Ruth draws a connection from her own childhood to the Nayri Niara experience. “My children were fortunate to grow up in a household of four generations. Today, many children don’t have that and may not even know their own grandparents. This is a way for people to access family and connect with the community. Many elders tell me that young people they met at the festival often drop in on them for a visit…beautiful strong bonds have formed from the time they spent together, and that’s pretty special.”

The experience is not confined to the festival itself. “We have on Country artists and a community exchange in the week leading up to the event,” says Ruth. “This year Allan Mansell is supporting a series of print making workshops with young men. This will culminate in an exhibition during the festival itself.”

“That lead up to the festival is lovely in itself,” muses Ruth. “We usually hold a shared feast and welcome our elders and knowledge keepers. It’s a beautiful intimate time that creates the inner circle. As the week goes on the circle expands and the connections grow.”

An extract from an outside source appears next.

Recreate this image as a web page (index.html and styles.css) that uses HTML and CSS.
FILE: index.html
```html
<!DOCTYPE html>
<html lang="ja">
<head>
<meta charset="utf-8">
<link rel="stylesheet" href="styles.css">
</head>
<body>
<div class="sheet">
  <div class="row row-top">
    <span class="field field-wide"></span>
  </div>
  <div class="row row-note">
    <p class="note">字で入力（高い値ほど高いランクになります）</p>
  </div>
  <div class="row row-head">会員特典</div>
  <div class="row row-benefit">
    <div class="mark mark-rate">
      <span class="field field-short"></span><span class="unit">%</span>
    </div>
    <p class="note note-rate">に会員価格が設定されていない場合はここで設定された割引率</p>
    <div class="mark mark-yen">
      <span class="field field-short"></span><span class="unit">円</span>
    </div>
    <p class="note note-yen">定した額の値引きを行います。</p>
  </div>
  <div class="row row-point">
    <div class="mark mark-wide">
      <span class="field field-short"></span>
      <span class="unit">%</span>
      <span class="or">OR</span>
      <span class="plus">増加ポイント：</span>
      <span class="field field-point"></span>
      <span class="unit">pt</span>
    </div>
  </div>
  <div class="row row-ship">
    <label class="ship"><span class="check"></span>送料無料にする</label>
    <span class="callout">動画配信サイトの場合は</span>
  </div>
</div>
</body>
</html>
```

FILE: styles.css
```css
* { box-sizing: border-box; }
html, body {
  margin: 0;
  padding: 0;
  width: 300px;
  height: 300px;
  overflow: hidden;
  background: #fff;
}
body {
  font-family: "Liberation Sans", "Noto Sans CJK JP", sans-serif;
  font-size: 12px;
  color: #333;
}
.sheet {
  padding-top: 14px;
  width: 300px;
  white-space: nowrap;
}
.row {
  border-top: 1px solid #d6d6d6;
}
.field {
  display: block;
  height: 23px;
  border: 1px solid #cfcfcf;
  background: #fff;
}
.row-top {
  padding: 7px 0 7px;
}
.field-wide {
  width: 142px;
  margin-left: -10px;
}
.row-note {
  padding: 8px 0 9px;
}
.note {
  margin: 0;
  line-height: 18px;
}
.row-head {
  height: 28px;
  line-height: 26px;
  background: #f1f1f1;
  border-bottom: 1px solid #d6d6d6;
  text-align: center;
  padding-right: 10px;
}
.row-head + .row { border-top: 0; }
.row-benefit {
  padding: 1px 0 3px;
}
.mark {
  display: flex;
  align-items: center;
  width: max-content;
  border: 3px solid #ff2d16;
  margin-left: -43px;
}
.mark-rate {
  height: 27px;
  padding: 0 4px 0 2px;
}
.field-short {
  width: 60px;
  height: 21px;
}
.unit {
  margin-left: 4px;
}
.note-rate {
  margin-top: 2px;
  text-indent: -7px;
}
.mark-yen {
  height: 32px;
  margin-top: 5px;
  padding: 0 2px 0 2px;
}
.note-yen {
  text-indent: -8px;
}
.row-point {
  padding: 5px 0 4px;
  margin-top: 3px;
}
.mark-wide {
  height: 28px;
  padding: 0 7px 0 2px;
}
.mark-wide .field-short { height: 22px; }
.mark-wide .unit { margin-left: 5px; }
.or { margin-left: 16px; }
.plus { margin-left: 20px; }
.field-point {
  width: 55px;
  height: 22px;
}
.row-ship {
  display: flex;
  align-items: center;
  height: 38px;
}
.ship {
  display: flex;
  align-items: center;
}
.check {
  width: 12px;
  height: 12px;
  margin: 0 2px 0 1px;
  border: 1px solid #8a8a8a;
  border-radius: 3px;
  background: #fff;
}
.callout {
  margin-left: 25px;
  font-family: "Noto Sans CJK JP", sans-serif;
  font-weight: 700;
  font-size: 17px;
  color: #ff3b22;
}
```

“The end of the festival is marked with a final ceremony. They are different every time…always incredible.” She goes on to reminisce about one particular past experience, “In the past, Bruny itself has been a real point of trauma due to the great atrocity of whaling. Many felt the whale bones displayed across the island needed to be addressed.” Ruth describes how the men made a canoe that year and the women wove a kelp basket. “We loaded the cremated whale bones into the basket and set it into the canoe. Carrying it to the point, we lit the canoe and watched it burn on an incredibly still evening.” As a means of explanation she adds, “Aboriginal people tend to cremate their bodies and return elders to dust.” Recalling a vivid memory, Ruth finishes, “A stunning umbra came around the sun that evening…and incredibly that next season was the first time a whale mother bought a calf back into the Derwent estuary.”

It’s clear this is something that comes from within. “I’m blessed to have had a great time,” says Ruth. “The festival is supported by a core group of the community who have the energy and generosity to bring it together. It arises from a very small budget and it’s from a heartfelt desire to co-create and offer something better that it all happens. Beautiful friendships are formed during the planning.” She laughs, “It’s a whole lot of fun in the intense lead up and we all come out the other end laced in excitement, celebration and strong bonds.”

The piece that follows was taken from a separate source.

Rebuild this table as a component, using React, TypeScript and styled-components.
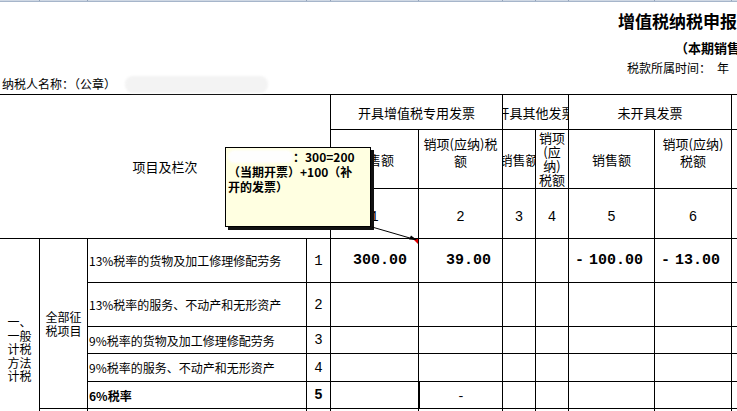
import React from "react";
import styled, { createGlobalStyle } from "styled-components";

const COLS = [40, 48, 219, 24, 88, 84, 33, 33, 86, 77, 60];
const ROWS = [35, 59, 50, 44, 44, 27, 28, 27, 27, 27];

const Global = createGlobalStyle`
  html, body { margin: 0; padding: 0; background: #fff; overflow: hidden; }
  body { font-family: "Noto Sans CJK SC", "Noto Sans", sans-serif; color: #000; }
`;

const Page = styled.div`
  position: relative;
  width: 737px;
  height: 411px;
  overflow: hidden;
  background: #fff;
`;

const ColumnBar = styled.div`
  display: flex;
  width: max-content;
  height: 1px;
  background: #cfd8e4;
  border-bottom: 1px solid #a6b5ca;
`;

const ColumnHead = styled.div<{ $w: number }>`
  flex: 0 0 ${(p) => p.$w}px;
  box-sizing: border-box;
  height: 1px;
  border-right: 1px solid #93a3ba;
`;

const TitleLine = styled.div`
  margin-top: 9px;
  padding-left: 618px;
  height: 20px;
  line-height: 20px;
  font-size: 17px;
  font-weight: 700;
  white-space: nowrap;
`;

const SubLine = styled.div`
  margin-top: 9px;
  padding-left: 675px;
  height: 16px;
  line-height: 16px;
  font-size: 13px;
  font-weight: 700;
  white-space: nowrap;
`;

const PeriodLine = styled.div`
  margin-top: 4px;
  padding-left: 627px;
  height: 16px;
  line-height: 16px;
  font-size: 12px;
  white-space: nowrap;
`;

const NameLine = styled.div`
  padding-left: 2px;
  height: 16px;
  line-height: 16px;
  font-size: 12px;
  white-space: nowrap;
  display: flex;
  align-items: center;
`;

const NameBlur = styled.span`
  display: inline-block;
  width: 143px;
  height: 17px;
  margin-left: 9px;
  border-radius: 8px;
  background: #f3f3f3;
  filter: blur(1px);
`;

const Sheet = styled.div`
  margin-top: 2px;
  display: grid;
  width: max-content;
  grid-template-columns: ${COLS.map((c) => `${c}px`).join(" ")};
  grid-template-rows: ${ROWS.map((r) => `${r}px`).join(" ")};
  border-top: 1px solid #000;
`;

type Pos = { $c: number; $r: number; $cs?: number; $rs?: number };

const Cell = styled.div<Pos>`
  grid-column: ${(p) => `${p.$c} / span ${p.$cs ?? 1}`};
  grid-row: ${(p) => `${p.$r} / span ${p.$rs ?? 1}`};
  position: relative;
  box-sizing: border-box;
  border-right: 1px solid #000;
  border-bottom: 1px solid #000;
  overflow: hidden;
  display: flex;
  align-items: center;
  justify-content: center;
  white-space: nowrap;
`;

const HeadCell = styled(Cell)`
  font-size: 13px;
  line-height: 17px;
`;

const StackCell = styled(Cell)<{ $top: number; $lh: number; $size?: number }>`
  display: block;
  text-align: center;
  padding-top: ${(p) => p.$top}px;
  font-size: ${(p) => p.$size ?? 13}px;
  line-height: ${(p) => p.$lh}px;
`;

const IndexCell = styled(Cell)<{ $top?: number; $bold?: boolean }>`
  padding-top: ${(p) => p.$top ?? 0}px;
  font-family: "Liberation Mono", monospace;
  font-size: 14px;
  font-weight: ${(p) => (p.$bold ? 700 : 400)};
`;

const DescCell = styled(Cell)<{ $bold?: boolean }>`
  justify-content: flex-start;
  padding-left: 1px;
  font-size: 12px;
  font-weight: ${(p) => (p.$bold ? 700 : 400)};
`;

const ValueCell = styled(Cell)<{ $note?: boolean; $edge?: boolean }>`
  justify-content: flex-end;
  padding-right: 11px;
  font-family: "Liberation Mono", monospace;
  font-size: 15px;
  font-weight: 700;
  border-left: ${(p) => (p.$edge ? "1px solid #000" : "none")};
  &::after {
    content: "";
    display: ${(p) => (p.$note ? "block" : "none")};
    position: absolute;
    top: 0;
    right: 0;
    border-top: 5px solid #e00000;
    border-left: 5px solid transparent;
  }
`;

const DashCell = styled(Cell)<{ $edge?: boolean }>`
  font-family: "Liberation Mono", monospace;
  font-size: 13px;
  padding-top: 2px;
  border-left: ${(p) => (p.$edge ? "1px solid #000" : "none")};
`;

const Minus = styled.span`
  margin-right: 5px;
`;

const Comment = styled.div`
  position: absolute;
  left: 225px;
  top: 147px;
  width: 146px;
  height: 80px;
  box-sizing: border-box;
  padding: 1px 2px;
  background: #ffffe1;
  border: 1px solid #000;
  box-shadow: 3px 3px 0 #111;
  font-size: 12px;
  font-weight: 700;
  line-height: 15px;
`;

const CommentLine = styled.div`
  white-space: nowrap;
  display: flex;
  align-items: center;
`;

const CommentBlur = styled.span`
  display: inline-block;
  width: 65px;
  height: 13px;
  border-radius: 6px;
  background: #fefefe;
  filter: blur(0.8px);
`;

const Arrow = styled.svg`
  position: absolute;
  left: 365px;
  top: 222px;
  width: 60px;
  height: 25px;
  overflow: visible;
`;

const heads = ["1", "2", "3", "4", "5", "6"];

const rows = [
  { r: 4, text: "13%税率的货物及加工修理修配劳务", n: "1" },
  { r: 5, text: "13%税率的服务、不动产和无形资产", n: "2" },
  { r: 6, text: "9%税率的货物及加工修理修配劳务", n: "3" },
  { r: 7, text: "9%税率的服务、不动产和无形资产", n: "4" },
  { r: 8, text: "6%税率", n: "5", bold: true },
];

export default function App() {
  return (
    <Page>
      <Global />
      <ColumnBar>
        {COLS.map((w, i) => (
          <ColumnHead key={i} $w={w} />
        ))}
      </ColumnBar>
      <TitleLine>增值税纳税申报表</TitleLine>
      <SubLine>（本期销售情况明细）</SubLine>
      <PeriodLine>税款所属时间：&ensp;年</PeriodLine>
      <NameLine>
        纳税人名称：（公章）
        <NameBlur />
      </NameLine>

      <Sheet>
        <HeadCell $c={1} $r={1} $cs={4} $rs={3}>项目及栏次</HeadCell>
        <HeadCell $c={5} $r={1} $cs={2}>开具增值税专用发票</HeadCell>
        <HeadCell $c={7} $r={1} $cs={2}>开具其他发票</HeadCell>
        <HeadCell $c={9} $r={1} $cs={2}>未开具发票</HeadCell>
        <HeadCell $c={11} $r={1} />

        <HeadCell $c={5} $r={2}>销售额</HeadCell>
        <StackCell $c={6} $r={2} $top={5} $lh={17}>
          销项(应纳)税
          <br />额
        </StackCell>
        <HeadCell $c={7} $r={2}>销售额</HeadCell>
        <StackCell $c={8} $r={2} $top={1} $lh={14}>
          销项
          <br />(应
          <br />纳)
          <br />税额
        </StackCell>
        <HeadCell $c={9} $r={2}>销售额</HeadCell>
        <StackCell $c={10} $r={2} $top={5} $lh={17}>
          销项(应纳)
          <br />税额
        </StackCell>
        <HeadCell $c={11} $r={2} />

        {heads.map((h, i) => (
          <IndexCell key={h} $c={5 + i} $r={3} $top={6}>
            {h}
          </IndexCell>
        ))}
        <IndexCell $c={11} $r={3} />

        <StackCell $c={1} $r={4} $rs={7} $top={76} $lh={13.5} $size={12}>
          一、
          <br />一般
          <br />计税
          <br />方法
          <br />计税
        </StackCell>
        <StackCell $c={2} $r={4} $rs={5} $top={71} $lh={13.5} $size={12}>
          全部征
          <br />税项目
        </StackCell>

        {rows.map((row) => (
          <React.Fragment key={row.r}>
            <DescCell $c={3} $r={row.r} $bold={row.bold}>
              {row.text}
            </DescCell>
            <IndexCell $c={4} $r={row.r} $bold={row.bold}>
              {row.n}
            </IndexCell>
          </React.Fragment>
        ))}

        <ValueCell $c={5} $r={4} $note>300.00</ValueCell>
        <ValueCell $c={6} $r={4}>39.00</ValueCell>
        <ValueCell $c={7} $r={4} />
        <ValueCell $c={8} $r={4} />
        <ValueCell $c={9} $r={4}>
          <Minus>-</Minus>100.00
        </ValueCell>
        <ValueCell $c={10} $r={4}>
          <Minus>-</Minus>13.00
        </ValueCell>
        <ValueCell $c={11} $r={4} />

        {[5, 6, 7].map((r) =>
          [5, 6, 7, 8, 9, 10, 11].map((c) => <ValueCell key={`${r}-${c}`} $c={c} $r={r} />)
        )}

        <ValueCell $c={5} $r={8} />
        <DashCell $c={6} $r={8} $edge>
          -
        </DashCell>
        {[7, 8, 9, 10, 11].map((c) => (
          <ValueCell key={`8-${c}`} $c={c} $r={8} />
        ))}

        {[9, 10].map((r) =>
          [2, 3, 4, 5, 6, 7, 8, 9, 10, 11].map((c) => <ValueCell key={`${r}-${c}`} $c={c} $r={r} />)
        )}
      </Sheet>

      <Comment>
        <CommentLine>
          <CommentBlur />
          ：300=200
        </CommentLine>
        <CommentLine>（当期开票）+100（补</CommentLine>
        <CommentLine>开的发票）</CommentLine>
      </Comment>

      <Arrow viewBox="0 0 60 25">
        <line x1="7" y1="5" x2="50" y2="17.5" stroke="#000" strokeWidth="1" />
        <polygon points="52,18 44,17.5 46,13.5" fill="#000" />
      </Arrow>
    </Page>
  );
}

The Nayri Niara Good Spirit Festival provides opportunities for people to realign with traditions and cultural practices. “People enjoy reclaiming our traditional values of honour, respect and equality, and listening to the voice of their inner spirit in order to promote healthier communities for the future.” As Ruth affirms, “It’s really about fostering good spirit.”

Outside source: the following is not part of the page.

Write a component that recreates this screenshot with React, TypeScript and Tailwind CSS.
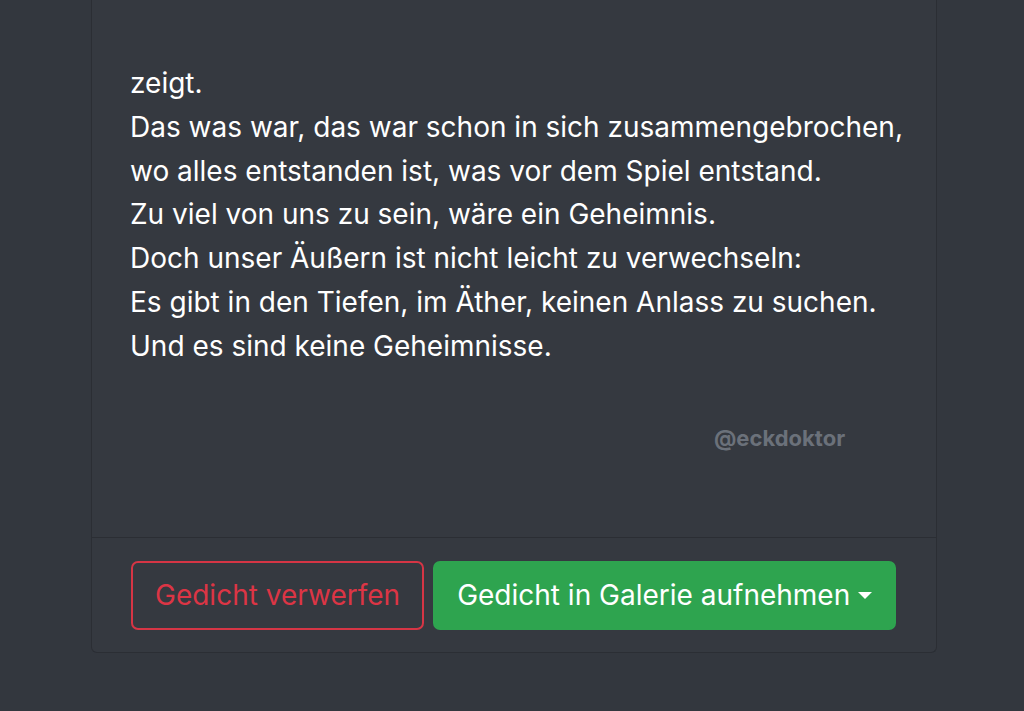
import React from "react";

const lines = [
  "zeigt.",
  "Das was war, das war schon in sich zusammengebrochen,",
  "wo alles entstanden ist, was vor dem Spiel entstand.",
  "Zu viel von uns zu sein, wäre ein Geheimnis.",
  "Doch unser Äußern ist nicht leicht zu verwechseln:",
  "Es gibt in den Tiefen, im Äther, keinen Anlass zu suchen.",
  "Und es sind keine Geheimnisse.",
];

export default function App() {
  return (
    <div
      className="min-h-[711px] bg-[#33373e] text-white"
      style={{ fontFamily: 'Inter, "Liberation Sans", Arial, sans-serif' }}
    >
      <div className="ml-[91px] w-[846px] rounded-b-[6px] border border-t-0 border-[#2b2e34] bg-[#353940]">
        {/* Poem body */}
        <div className="pl-[38px] pr-[24px] pt-[62px] pb-[84px]">
          <div className="text-[28px] leading-[43.8px]">
            {lines.map((l, i) => (
              <div key={i}>{l}</div>
            ))}
          </div>
          <div className="mt-[54px] pl-[584px] text-[22px] font-bold leading-[30px] text-[#6b717a]">
            @eckdoktor
          </div>
        </div>

        {/* Footer */}
        <div className="flex gap-[9px] border-t border-[#2b2e34] px-[39px] pt-[23px] pb-[22px]">
          <button className="h-[69px] shrink-0 whitespace-nowrap rounded-[7px] border-2 border-solid border-[#d63545] px-[22px] text-[28px] text-[#dc3545]">
            Gedicht verwerfen
          </button>
          <button className="flex h-[69px] shrink-0 items-center whitespace-nowrap rounded-[7px] border-2 border-solid border-[#2ea44f] bg-[#2ea44f] px-[22px] text-[28px] text-white">
            Gedicht in Galerie aufnehmen
            <span className="ml-[8px] inline-block h-0 w-0 border-x-[7.5px] border-t-[7px] border-x-transparent border-t-white" />
          </button>
        </div>
      </div>
    </div>
  );
}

“Whatever the motivation, storytelling is really at the core of our event. When a story is told it’s also important to honour the lineage of that story…to explain where that knowledge has come from and how it’s been handed down.”

“People choose to be involved for all sorts of reasons,” Ruth continues. “I love deepening my understanding of ancient knowledge and mindfulness and considering how that relates to modern research. There are so many parallels…it’s intriguing. For others, the festival becomes a healing journey…sometimes for self, sometimes for family, sometimes for community.”